Briefing on Water Sector Reform

On 21 July, the Independent Water Commission delivered 88 recommendations for ‘a fundamental reset’ of the water sector following its first major review since privatisation. During the 2024 general election, SERA ran a powerful campaign on water pollution, Stop the Sh!t Show, spearheaded by our President Feargal Sharkey. The campaign resonated with voters across the country outraged by years of Conservative neglect overseeing record pollution of our waterways, spiralling consumer costs, infrastructure underinvestment and huge payouts to water company shareholders. Labour in government is clearly committed to fixing this mess, but it will take decisive change to regain the confidence of local communities.

SERA’s position on water reform

  1. SERA welcomes the Commission’s bold reforms and swift Government response

The Commission’s Report sets out bold reforms to address the massive system failure and is an important turning point. We welcome many of the recommendations and commend Environment Secretary Steve Reed’s swift action in response to them. Clearly committed to delivering change, Reed’s adoption of key reforms is welcome, including a single, powerful regulator responsible for the entire water sector, a new statutory ombudsman to protect customers; the end of operator self-monitoring to support transparency; and devolved planning powers to nine regional water authorities. These are solid foundations towards cleaning up our waterways and rebuilding public trust. Reed plans to further review the Commission’s recommendations and incorporate further reforms in a new Water Reform Bill.

  1. SERA questions whether a privatised system can be fixed

SERA President Feargal Sharkey’s much shared responses to the Commission’s Report were right on privatisation: the current model is broken and privatisation has not delivered. The question remains whether a privatised model can ever deliver the national water system England and Wales need. The Commission explicitly ruled out exploring nationalisation as an option for reform. This was a missed opportunity. Renationalisation of the water sector is supported by 82% of the general public, and may be the only solution to addressing the scale of the challenges.

  1. SERA is calling for a true analysis of nationalisation

SERA wants to see the government make it explicit that water companies are being put on notice. They should be given no more than 24 months to deliver real results on pollution, investment affordability and infrastructure upgrades in the context of the proposed reforms. Without this progress, SERA will be calling for nationalisation of the sector. However, any steps towards nationalisation require an independent analysis of its true costs and benefits.
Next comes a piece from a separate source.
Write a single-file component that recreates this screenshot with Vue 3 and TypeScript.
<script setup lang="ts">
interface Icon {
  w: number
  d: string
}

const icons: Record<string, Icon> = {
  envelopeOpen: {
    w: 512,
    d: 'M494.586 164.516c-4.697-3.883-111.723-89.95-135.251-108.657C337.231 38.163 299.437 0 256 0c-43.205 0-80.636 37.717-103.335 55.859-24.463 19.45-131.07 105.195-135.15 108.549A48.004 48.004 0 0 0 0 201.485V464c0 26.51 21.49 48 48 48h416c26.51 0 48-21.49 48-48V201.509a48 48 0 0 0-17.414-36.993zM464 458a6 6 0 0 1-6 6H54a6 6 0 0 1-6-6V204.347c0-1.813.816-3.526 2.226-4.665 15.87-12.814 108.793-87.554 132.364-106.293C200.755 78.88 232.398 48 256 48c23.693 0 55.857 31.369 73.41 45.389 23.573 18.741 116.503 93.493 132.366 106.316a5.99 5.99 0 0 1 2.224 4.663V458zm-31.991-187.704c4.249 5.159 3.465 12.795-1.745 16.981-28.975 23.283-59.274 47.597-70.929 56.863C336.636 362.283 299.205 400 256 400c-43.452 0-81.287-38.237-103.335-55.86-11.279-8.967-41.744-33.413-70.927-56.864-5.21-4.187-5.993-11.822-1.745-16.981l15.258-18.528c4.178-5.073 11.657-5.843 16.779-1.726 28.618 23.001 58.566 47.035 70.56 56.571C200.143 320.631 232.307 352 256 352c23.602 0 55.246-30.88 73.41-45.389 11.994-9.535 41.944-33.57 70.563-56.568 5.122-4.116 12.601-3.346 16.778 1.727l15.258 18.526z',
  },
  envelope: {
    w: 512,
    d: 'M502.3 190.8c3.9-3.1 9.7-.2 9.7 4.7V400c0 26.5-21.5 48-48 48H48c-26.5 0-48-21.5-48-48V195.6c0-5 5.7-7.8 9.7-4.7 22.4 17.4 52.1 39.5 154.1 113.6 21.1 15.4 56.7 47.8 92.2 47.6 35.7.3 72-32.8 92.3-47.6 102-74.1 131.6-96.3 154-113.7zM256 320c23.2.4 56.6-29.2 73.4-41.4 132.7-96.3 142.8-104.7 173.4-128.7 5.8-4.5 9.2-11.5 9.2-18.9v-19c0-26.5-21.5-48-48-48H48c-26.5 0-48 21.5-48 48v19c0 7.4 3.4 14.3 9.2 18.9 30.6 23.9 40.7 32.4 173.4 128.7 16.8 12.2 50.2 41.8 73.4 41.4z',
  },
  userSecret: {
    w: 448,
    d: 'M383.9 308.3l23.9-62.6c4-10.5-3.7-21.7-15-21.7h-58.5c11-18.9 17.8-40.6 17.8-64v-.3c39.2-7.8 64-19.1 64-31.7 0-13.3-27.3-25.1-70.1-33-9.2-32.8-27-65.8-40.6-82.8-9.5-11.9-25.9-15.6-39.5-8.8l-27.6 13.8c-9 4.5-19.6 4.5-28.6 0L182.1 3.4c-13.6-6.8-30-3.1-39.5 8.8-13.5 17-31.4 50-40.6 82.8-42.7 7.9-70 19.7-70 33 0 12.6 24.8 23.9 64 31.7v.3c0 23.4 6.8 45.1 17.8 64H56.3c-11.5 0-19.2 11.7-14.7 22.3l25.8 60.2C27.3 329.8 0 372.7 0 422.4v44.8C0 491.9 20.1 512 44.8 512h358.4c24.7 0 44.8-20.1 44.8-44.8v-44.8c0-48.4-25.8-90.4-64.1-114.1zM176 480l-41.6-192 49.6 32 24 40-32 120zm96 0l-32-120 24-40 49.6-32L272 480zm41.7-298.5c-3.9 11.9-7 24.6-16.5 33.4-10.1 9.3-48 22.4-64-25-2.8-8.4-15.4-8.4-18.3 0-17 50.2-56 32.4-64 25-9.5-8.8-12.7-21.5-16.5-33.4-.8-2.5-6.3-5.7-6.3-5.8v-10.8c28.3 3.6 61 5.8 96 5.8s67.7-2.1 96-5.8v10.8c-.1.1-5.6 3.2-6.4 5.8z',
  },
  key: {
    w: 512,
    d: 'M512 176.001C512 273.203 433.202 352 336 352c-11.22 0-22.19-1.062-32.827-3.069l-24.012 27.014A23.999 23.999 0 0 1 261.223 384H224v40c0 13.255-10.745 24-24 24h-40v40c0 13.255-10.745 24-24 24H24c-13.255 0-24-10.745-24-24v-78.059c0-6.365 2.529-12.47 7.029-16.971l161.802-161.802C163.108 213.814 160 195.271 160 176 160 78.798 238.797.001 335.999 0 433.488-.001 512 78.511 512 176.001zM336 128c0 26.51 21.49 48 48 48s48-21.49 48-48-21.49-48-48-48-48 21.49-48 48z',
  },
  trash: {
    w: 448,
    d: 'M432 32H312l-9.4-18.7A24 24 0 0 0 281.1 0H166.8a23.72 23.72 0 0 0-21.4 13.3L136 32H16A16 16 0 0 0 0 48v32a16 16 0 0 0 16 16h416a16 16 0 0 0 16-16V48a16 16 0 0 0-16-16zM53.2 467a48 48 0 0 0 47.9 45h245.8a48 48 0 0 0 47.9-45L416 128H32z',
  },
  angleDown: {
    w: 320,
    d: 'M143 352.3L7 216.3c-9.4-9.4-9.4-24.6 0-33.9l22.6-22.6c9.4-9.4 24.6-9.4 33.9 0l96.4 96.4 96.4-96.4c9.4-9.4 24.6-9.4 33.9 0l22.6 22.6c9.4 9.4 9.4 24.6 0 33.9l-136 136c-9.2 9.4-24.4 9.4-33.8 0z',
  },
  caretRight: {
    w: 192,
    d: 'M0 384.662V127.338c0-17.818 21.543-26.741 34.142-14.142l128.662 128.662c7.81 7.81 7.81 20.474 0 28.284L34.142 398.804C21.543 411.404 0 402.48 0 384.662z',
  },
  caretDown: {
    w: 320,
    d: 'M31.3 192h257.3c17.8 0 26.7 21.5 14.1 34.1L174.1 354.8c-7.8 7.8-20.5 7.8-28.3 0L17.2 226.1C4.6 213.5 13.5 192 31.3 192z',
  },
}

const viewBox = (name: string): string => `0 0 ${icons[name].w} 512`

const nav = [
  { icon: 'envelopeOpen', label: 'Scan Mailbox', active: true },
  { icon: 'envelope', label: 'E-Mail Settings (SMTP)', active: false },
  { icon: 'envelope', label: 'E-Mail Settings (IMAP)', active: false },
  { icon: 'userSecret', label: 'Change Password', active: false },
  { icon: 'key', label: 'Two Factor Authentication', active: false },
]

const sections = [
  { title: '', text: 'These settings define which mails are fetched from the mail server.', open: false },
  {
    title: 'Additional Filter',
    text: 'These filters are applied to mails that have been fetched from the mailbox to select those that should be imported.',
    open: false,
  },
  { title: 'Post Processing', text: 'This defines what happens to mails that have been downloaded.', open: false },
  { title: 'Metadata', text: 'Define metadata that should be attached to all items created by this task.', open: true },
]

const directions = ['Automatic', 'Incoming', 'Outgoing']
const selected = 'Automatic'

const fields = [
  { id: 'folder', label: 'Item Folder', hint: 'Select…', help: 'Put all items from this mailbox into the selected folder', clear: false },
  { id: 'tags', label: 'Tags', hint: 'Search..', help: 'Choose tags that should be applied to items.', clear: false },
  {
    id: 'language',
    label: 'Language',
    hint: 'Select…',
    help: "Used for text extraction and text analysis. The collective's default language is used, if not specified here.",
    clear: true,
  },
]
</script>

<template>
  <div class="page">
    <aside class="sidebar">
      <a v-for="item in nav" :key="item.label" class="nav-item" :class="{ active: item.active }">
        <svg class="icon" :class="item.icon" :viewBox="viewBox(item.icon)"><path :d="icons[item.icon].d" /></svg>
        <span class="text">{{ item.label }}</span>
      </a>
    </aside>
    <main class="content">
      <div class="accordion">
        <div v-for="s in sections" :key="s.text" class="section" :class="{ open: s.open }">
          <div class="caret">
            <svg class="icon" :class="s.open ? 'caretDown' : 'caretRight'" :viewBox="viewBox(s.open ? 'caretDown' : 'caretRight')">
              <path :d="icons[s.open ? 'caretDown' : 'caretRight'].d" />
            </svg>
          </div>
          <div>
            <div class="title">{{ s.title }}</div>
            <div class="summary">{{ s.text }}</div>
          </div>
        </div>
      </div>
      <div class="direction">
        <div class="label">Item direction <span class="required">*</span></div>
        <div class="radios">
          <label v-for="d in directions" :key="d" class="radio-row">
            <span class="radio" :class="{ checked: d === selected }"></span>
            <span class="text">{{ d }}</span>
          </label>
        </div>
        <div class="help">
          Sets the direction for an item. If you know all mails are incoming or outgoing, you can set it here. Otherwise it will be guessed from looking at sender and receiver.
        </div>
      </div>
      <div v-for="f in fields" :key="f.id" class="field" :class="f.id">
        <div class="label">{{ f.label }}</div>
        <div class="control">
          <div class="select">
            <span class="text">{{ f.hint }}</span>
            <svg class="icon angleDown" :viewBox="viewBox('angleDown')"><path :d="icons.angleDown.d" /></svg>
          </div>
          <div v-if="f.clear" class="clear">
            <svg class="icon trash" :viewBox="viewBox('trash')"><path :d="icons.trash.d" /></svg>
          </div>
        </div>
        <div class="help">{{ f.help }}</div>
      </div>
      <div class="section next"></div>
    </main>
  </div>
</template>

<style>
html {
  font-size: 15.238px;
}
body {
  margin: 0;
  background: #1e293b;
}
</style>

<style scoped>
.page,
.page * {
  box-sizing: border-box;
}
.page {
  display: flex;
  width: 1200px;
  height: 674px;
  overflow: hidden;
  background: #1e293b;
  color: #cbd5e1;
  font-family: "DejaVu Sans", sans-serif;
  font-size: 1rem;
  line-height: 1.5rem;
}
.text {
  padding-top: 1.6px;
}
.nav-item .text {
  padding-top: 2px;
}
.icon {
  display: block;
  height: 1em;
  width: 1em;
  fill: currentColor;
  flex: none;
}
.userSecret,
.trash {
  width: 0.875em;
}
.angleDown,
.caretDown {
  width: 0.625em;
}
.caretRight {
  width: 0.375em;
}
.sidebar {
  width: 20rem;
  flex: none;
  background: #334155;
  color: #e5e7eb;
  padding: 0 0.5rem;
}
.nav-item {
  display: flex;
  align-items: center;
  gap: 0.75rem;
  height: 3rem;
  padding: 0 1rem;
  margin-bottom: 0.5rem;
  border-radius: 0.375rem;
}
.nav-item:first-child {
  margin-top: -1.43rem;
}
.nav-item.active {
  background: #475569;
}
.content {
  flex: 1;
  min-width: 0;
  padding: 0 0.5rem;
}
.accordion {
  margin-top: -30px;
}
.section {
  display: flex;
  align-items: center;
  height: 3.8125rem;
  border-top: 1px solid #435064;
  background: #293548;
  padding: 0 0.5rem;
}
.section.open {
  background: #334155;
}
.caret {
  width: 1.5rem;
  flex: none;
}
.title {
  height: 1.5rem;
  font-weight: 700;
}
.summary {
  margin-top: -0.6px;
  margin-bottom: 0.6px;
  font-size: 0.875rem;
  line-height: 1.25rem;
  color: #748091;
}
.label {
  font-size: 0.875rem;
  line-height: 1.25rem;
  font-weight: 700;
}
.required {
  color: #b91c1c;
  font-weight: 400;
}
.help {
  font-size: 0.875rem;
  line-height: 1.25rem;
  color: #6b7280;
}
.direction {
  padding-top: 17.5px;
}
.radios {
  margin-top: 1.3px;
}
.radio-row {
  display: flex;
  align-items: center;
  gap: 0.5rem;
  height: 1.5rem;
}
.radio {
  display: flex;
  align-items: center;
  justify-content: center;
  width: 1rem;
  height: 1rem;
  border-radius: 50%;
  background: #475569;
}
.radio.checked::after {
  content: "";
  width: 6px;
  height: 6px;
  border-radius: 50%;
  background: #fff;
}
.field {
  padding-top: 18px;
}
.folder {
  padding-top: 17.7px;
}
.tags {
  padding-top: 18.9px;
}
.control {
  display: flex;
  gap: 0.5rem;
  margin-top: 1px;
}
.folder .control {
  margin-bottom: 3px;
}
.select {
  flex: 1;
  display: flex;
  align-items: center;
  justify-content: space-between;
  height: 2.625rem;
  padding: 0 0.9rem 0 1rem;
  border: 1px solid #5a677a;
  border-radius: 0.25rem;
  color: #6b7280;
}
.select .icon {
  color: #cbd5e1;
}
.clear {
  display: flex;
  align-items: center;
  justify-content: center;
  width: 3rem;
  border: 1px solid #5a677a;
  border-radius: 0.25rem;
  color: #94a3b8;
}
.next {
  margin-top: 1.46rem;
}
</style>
The current quoted estimate of £100bn is based on research funded by water companies, while many other sources have provided much lower estimates. For example, Moody’s rating agency has estimated that nationalisation could cost £14bn. DEFRA and the Treasury must now commence an investigation into the viability of nationalisation to uncover the true costs and benefits to the nation. The Government cannot afford to overlook this option.